A very short example today from Clement. Later this week, I will post a lengthy discussion of Clement’s fascinating treatise, Who is the Rich Man that Shall be Saved? and, perhaps, a bit about his interpretation of the Prodigal Son.
Pieter Bruegel the Elder, Landscape with the Parable of the Sower, 1557 |
In Stromata 1.7,
Clement comments on the parable of the Sower and illustrates how the
preparatory knowledge of God came through Greek philosophy. This preparatory
knowledge came not with a definite direction but in the way in which showers
fall down on, for example, good land, the dunghill, and houses:
And here we are aided by the parable of
the sower, which the Lord interpreted.

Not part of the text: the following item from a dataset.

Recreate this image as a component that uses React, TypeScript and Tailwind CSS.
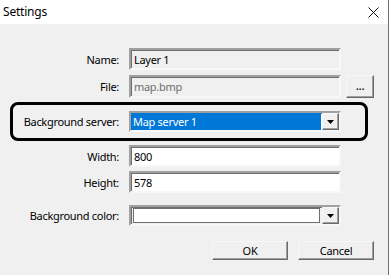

For the husbandman of the soil which is
among men is one; He who from the beginning, from the foundation of the world,
sowed nutritious seeds; He who in each age rained down the Lord, the Word. But
the times and places which received [such gifts], created the differences which
exist. Further, the husbandman sows not only wheat (of which there are many
varieties), but also other seeds—barley, and beans, and peas, and vetches, and
vegetable and flower seeds. And to the same husbandry belongs both planting and
the operations necessary in the nurseries, and gardens, and orchards, and the
planning and rearing of all sorts of trees.